Loading and Indexing SQLite
What a difference a couple of lines of code can make.
I recognize that databases have always been a weak point for me, so I’ve been trying to correct that lately. I have a lot of experience with management of the database engines, failover, filesystems, and networking, but too little working with the internals of the databases themselves. Early this morning I decided I didn’t know enough about how database indexes worked. So I did some reading, got to the point where I had a good mental model for them, and decided I’d like to do some testing myself. I figured 40 million records was a nice round number, so I used fakedata to generate 40 million SQL inserts that looked something like this:
INSERT INTO contacts (name,email,country) VALUES ("Milo Morris","email@example.com","Italy"); INSERT INTO contacts (name,email,country) VALUES ("Hosea Burgess","firstname.lastname@example.org","Dominica"); INSERT INTO contacts (name,email,country) VALUES ("Adaline Frank","shaneIxD@example.talk","Slovenia");
I saved this as fakedata.sql and piped it into
sqlite3 and figured I’d just let it run in the background. After about six hours I realized this was taking a ridiculously long time, and I estimated I’d only loaded about a quarter of the data. I believe that’s because SQLite was treating each
INSERT as a separate transaction.
A transaction in SQLite is a unit of work. SQLite ensures that the write to the database is Atomic, Consistent, Isolated, and Durable, which means that for each of the 40 million lines I was piping into
sqlite3, the engine was ensuring that every line was fully committed to the database before moving on to the next line. That’s a lot of work for a very, very small amount of data.

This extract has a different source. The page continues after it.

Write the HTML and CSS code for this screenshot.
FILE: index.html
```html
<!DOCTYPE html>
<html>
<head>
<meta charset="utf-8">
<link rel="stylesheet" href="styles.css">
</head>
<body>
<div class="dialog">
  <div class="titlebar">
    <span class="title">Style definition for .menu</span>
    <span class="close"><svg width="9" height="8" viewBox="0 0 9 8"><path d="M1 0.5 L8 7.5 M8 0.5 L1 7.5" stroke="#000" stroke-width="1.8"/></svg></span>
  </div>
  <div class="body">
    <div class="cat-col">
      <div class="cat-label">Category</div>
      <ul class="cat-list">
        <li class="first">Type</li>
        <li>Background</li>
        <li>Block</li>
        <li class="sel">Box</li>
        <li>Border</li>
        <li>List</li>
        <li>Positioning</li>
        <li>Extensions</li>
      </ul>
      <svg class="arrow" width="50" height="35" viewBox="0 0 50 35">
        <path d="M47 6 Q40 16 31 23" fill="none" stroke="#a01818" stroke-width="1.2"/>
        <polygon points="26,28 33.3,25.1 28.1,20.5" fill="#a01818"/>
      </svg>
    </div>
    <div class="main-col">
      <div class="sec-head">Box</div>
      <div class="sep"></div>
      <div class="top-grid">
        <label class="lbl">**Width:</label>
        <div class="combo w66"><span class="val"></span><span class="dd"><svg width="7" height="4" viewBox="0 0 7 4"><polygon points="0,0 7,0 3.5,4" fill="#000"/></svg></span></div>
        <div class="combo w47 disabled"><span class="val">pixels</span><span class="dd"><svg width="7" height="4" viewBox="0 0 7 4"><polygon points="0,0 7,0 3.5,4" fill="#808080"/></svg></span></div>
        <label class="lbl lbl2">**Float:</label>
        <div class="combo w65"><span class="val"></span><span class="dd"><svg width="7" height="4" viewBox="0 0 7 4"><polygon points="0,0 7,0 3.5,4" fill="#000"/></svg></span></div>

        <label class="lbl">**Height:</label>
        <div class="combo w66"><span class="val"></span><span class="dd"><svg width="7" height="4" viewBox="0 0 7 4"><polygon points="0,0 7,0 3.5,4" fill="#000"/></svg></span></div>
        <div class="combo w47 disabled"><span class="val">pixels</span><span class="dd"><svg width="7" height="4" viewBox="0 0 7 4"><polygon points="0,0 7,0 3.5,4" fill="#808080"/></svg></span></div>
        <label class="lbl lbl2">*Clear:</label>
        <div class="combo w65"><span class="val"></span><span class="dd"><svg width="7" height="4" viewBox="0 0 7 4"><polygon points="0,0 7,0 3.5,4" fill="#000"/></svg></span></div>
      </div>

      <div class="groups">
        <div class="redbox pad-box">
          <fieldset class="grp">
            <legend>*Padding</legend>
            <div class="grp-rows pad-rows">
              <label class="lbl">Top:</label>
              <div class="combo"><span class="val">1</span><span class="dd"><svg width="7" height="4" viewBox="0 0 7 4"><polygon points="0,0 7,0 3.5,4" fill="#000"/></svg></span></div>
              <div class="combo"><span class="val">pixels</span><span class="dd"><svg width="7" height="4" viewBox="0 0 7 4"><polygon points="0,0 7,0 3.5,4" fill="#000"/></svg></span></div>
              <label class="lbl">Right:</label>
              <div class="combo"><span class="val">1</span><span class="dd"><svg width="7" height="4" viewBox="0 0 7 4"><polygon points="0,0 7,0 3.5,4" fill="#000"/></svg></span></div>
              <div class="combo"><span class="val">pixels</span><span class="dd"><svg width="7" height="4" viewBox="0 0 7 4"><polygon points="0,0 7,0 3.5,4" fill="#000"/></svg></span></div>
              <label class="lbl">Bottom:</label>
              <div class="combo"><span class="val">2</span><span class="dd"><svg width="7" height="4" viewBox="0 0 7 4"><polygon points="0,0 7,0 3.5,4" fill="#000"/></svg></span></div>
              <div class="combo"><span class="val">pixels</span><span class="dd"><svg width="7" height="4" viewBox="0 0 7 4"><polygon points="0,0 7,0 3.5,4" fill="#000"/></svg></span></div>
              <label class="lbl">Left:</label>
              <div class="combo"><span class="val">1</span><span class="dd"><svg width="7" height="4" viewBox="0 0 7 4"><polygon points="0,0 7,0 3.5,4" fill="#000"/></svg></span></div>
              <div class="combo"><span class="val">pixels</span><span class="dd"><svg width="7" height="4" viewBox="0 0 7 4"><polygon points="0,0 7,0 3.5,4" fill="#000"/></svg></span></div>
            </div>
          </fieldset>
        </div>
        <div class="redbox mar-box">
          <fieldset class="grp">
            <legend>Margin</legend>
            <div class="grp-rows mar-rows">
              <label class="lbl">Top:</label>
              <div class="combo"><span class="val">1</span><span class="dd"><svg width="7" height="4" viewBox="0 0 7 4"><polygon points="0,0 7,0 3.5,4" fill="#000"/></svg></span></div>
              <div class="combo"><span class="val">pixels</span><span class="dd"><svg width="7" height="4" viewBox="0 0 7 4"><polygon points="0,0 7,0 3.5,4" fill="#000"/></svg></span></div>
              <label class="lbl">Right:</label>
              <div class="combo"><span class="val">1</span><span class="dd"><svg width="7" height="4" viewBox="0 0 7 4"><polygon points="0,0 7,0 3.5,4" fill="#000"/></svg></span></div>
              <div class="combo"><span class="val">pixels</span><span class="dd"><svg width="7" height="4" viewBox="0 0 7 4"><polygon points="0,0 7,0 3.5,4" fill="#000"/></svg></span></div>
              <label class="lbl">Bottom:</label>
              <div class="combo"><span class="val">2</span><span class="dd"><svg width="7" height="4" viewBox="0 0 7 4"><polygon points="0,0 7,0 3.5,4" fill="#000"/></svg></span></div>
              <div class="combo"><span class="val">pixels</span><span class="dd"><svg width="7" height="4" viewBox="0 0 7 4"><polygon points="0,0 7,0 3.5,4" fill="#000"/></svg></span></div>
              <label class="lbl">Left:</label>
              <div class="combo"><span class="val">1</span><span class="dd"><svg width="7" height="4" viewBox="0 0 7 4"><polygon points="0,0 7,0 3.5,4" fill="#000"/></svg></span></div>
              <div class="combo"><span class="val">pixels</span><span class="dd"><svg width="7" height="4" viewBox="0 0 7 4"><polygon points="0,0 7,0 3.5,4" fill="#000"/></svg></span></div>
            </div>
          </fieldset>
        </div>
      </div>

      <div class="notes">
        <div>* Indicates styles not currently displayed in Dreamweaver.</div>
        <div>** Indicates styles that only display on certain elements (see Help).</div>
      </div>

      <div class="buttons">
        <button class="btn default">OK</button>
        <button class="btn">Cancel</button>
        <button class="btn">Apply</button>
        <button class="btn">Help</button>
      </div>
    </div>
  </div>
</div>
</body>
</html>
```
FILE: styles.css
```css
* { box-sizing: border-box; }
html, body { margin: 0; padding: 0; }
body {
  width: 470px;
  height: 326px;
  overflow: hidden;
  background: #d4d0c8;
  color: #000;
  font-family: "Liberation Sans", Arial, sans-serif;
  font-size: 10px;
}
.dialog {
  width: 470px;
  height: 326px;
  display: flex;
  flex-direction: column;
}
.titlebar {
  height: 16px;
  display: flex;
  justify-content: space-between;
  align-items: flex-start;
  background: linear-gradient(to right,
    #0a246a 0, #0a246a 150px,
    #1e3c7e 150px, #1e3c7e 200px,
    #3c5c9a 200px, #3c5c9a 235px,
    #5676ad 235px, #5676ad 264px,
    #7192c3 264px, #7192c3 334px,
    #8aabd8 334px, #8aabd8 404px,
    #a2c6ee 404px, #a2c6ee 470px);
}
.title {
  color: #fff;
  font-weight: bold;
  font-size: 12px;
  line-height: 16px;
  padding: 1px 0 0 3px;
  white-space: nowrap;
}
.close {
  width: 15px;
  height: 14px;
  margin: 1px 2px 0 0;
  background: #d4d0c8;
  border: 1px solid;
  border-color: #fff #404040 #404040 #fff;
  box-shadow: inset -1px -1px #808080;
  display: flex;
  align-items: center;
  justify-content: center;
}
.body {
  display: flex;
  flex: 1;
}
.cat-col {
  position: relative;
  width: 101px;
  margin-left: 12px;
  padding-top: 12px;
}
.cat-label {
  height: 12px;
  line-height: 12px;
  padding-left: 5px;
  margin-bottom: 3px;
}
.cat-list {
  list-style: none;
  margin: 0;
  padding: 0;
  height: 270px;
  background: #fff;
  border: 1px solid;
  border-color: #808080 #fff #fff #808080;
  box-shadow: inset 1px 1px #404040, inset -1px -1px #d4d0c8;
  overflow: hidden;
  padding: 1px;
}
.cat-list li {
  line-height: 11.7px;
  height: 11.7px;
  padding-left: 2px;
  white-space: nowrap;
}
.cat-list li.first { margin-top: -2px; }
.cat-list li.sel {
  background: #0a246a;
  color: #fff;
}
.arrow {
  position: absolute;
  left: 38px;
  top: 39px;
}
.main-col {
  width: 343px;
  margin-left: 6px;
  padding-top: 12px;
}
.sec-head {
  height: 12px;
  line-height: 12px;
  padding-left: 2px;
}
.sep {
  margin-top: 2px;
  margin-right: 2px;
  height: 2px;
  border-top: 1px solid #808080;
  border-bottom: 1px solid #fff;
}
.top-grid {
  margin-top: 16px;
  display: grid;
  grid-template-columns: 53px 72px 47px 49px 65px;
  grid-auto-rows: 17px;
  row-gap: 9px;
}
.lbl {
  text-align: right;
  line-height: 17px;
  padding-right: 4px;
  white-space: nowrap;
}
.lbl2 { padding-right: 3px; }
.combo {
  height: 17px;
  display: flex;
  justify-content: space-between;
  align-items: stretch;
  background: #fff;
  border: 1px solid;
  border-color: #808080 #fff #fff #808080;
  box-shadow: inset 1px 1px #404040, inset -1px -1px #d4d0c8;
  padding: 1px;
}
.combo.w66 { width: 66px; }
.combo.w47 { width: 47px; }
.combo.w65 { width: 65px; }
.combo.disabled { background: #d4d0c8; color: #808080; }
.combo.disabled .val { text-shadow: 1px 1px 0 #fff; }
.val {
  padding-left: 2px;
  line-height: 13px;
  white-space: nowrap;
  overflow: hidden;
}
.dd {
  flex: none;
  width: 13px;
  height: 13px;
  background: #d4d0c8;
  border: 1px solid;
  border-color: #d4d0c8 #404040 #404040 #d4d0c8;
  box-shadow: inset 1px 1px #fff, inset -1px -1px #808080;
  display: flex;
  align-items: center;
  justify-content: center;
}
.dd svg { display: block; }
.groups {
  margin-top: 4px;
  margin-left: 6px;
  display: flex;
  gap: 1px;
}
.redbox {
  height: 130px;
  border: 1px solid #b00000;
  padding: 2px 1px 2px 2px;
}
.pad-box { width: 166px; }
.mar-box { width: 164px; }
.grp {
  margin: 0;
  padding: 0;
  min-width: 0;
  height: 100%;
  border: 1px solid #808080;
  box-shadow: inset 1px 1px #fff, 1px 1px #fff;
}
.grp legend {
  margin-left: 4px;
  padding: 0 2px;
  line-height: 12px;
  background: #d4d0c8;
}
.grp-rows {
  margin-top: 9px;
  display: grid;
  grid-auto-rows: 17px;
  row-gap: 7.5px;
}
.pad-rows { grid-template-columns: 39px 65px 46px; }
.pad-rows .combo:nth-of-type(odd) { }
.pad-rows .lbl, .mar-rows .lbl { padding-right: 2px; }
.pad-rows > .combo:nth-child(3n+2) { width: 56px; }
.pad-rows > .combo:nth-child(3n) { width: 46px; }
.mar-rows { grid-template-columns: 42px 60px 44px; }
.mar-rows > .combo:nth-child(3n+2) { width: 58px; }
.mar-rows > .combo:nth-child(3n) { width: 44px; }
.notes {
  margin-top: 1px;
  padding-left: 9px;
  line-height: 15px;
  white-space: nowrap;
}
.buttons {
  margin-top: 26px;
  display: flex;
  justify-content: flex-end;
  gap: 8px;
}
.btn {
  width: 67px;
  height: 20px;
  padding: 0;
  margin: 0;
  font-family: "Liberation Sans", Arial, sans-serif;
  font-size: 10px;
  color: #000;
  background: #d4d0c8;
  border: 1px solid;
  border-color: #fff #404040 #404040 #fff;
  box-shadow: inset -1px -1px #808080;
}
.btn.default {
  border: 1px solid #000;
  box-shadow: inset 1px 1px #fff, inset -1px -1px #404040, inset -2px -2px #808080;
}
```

So, I did some more reading and found one recommendation of explicitly wrapping the entire load into a single transaction, so my file now looked like:
BEGIN TRANSACTION; INSERT INTO contacts (name,email,country) VALUES ("Milo Morris","email@example.com","Italy"); INSERT INTO contacts (name,email,country) VALUES ("Hosea Burgess","firstname.lastname@example.org","Dominica"); INSERT INTO contacts (name,email,country) VALUES ("Adaline Frank","shaneIxD@example.talk","Slovenia"); COMMIT;
I set a timer and ran the import again:
➜ var time cat fakedata.sql| sqlite3 test.db cat fakedata.sql 0.07s user 0.90s system 1% cpu 1:13.66 total sqlite3 test.db 70.81s user 2.19s system 98% cpu 1:13.79 total
So, that went from 6+ hours to about 71 seconds. And I imagine if I did some more optimization (possibly using the Write Ahead Log?) I might be able to get that import faster still. But a little over a minute is good enough for some local curiosity testing.
So… back to indexes.
Indexing is a way of sorting a number of records on multiple fields. Creating an index on a field in a table creates another data structure that holds the field values and a pointer to the record it relates to. Once the index is created it is sorted. This allows binary searches to be performed on the new data structure.

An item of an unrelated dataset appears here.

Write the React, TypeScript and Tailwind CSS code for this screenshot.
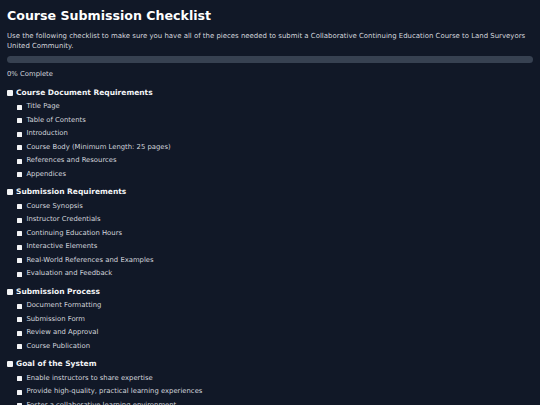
const sections: { title: string; items: string[] }[] = [
  {
    title: 'Course Document Requirements',
    items: [
      'Title Page',
      'Table of Contents',
      'Introduction',
      'Course Body (Minimum Length: 25 pages)',
      'References and Resources',
      'Appendices',
    ],
  },
  {
    title: 'Submission Requirements',
    items: [
      'Course Synopsis',
      'Instructor Credentials',
      'Continuing Education Hours',
      'Interactive Elements',
      'Real-World References and Examples',
      'Evaluation and Feedback',
    ],
  },
  {
    title: 'Submission Process',
    items: ['Document Formatting', 'Submission Form', 'Review and Approval', 'Course Publication'],
  },
  {
    title: 'Goal of the System',
    items: [
      'Enable instructors to share expertise',
      'Provide high-quality, practical learning experiences',
      'Foster a collaborative learning environment',
    ],
  },
];

export default function App() {
  return (
    <div
      className="min-h-screen bg-[#111827] px-[7px] pt-[7.5px] pb-4 text-gray-300"
      style={{ fontFamily: '"DejaVu Sans", Verdana, sans-serif' }}
    >
      <h1 className="text-[12.6px] leading-[15px] font-bold text-white">Course Submission Checklist</h1>
      <p className="mt-[8px] text-[6.95px] leading-[10px] text-gray-300">
        Use the following checklist to make sure you have all of the pieces needed to submit a Collaborative
        Continuing Education Course to Land Surveyors United Community.
      </p>

      {/* progress */}
      <div className="mt-[5.6px] h-[6.5px] w-full rounded-full bg-[#374151]">
        <div className="h-full rounded-full bg-blue-500" style={{ width: '0%' }} />
      </div>
      <p className="mt-[6.7px] text-[6.85px] leading-[10px]">0% Complete</p>

      <div className="mt-[8.5px] flex flex-col gap-[6px]">
        {sections.map((s) => (
          <div key={s.title}>
            <div className="flex h-[10px] items-center gap-[3px]">
              <span className="h-[6px] w-[6px] shrink-0 rounded-[1px] bg-gray-100" />
              <h2 className="text-[7.5px] leading-[10px] font-bold text-gray-100">{s.title}</h2>
            </div>
            <ul className="mt-[2.5px] pl-[10.4px]">
              {s.items.map((item) => (
                <li key={item} className="flex h-[13.5px] items-center gap-[4px]">
                  <span className="h-[5px] w-[5px] shrink-0 rounded-[0.5px] bg-gray-100" />
                  <span className="text-[6.85px] leading-[13.5px]">{item}</span>
                </li>
              ))}
            </ul>
          </div>
        ))}
      </div>
    </div>
  );
}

One good analogy is the index of a physical book. Imagine that a book has ten chapters and each chapter has 100 pages. Now imagine you’d like to find all instances of the word “continuum” in the book. If the book doesn’t have an index, you’d have to read through every page in every chapter to find the word.

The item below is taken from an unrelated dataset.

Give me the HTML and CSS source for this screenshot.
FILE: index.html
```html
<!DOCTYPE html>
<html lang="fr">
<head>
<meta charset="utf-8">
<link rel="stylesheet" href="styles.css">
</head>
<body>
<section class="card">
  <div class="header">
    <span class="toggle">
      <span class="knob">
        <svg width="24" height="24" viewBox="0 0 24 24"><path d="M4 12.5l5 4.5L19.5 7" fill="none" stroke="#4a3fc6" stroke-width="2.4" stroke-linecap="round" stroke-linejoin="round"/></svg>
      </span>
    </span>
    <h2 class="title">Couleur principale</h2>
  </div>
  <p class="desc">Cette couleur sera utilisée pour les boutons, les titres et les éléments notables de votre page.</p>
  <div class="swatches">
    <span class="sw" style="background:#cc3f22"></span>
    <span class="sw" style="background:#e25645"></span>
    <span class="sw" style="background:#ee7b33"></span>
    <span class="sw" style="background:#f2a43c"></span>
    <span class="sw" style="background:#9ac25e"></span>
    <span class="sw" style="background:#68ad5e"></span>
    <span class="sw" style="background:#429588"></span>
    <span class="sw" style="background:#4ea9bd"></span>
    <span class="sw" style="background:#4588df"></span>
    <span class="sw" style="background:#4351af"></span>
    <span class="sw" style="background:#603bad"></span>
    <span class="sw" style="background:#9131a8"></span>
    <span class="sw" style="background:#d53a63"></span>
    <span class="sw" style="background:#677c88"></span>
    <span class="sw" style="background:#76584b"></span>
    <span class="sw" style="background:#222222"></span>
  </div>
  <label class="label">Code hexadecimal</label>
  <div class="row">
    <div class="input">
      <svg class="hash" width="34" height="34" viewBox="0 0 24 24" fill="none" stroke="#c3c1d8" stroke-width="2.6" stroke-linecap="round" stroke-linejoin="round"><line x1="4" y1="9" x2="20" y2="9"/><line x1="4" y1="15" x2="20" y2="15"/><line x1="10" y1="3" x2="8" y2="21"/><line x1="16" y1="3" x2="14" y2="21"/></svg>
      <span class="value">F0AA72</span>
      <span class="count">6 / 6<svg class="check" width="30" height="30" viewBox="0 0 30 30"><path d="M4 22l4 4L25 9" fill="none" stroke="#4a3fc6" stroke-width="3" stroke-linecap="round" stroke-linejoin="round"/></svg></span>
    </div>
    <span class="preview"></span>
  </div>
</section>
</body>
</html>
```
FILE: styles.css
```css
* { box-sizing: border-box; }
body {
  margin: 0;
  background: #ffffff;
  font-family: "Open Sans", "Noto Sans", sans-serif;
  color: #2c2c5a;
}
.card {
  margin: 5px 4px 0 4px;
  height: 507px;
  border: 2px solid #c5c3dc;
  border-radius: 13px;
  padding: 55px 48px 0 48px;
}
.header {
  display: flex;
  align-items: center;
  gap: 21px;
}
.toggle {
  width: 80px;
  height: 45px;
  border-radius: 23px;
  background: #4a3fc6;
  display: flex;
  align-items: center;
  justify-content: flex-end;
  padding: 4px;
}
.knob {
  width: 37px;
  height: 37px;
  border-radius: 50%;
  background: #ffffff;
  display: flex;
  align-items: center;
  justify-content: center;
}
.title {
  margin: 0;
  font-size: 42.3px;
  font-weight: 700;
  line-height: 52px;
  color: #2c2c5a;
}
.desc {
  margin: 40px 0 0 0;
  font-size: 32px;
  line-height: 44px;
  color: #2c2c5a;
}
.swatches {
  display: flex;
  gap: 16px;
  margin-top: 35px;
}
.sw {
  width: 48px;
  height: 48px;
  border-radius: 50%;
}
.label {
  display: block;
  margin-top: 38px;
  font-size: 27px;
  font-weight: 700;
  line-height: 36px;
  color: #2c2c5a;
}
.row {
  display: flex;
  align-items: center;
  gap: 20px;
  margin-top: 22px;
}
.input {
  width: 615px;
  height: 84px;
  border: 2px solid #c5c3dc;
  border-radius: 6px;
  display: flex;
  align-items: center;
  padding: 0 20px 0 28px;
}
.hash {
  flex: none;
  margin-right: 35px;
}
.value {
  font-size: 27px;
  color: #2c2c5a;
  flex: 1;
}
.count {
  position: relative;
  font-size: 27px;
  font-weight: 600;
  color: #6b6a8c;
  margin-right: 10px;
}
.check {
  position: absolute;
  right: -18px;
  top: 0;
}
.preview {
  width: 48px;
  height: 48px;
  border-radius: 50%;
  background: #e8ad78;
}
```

However, if the book is already indexed, you can find the word in the alphabetical list, which will then have a pointer to the page numbers where the word can be found.
The downside to the index is that it does take additional space. In the book analogy, while the book itself is 1000 pages, we’d need another ten or so for the index, bringing up the total size to 1010 pages. Same with a database, the additional index data structure requires more space to hold both the original data field being indexed, and a small (4-byte, for example) pointer to the record.
Oh, and the results of creating the index are below.
SELECT * from contacts WHERE name is 'Hank Perry'; Run Time: real 2.124 user 1.771679 sys 0.322396 CREATE INDEX IF NOT EXISTS name_index on contacts (name); Run Time: real 22.129 user 16.048308 sys 2.274184 SELECT * from contacts WHERE name is 'Hank Perry'; Run Time: real 0.003 user 0.001287 sys 0.001598
That’s a massive improvement. And now I know a little more than I did.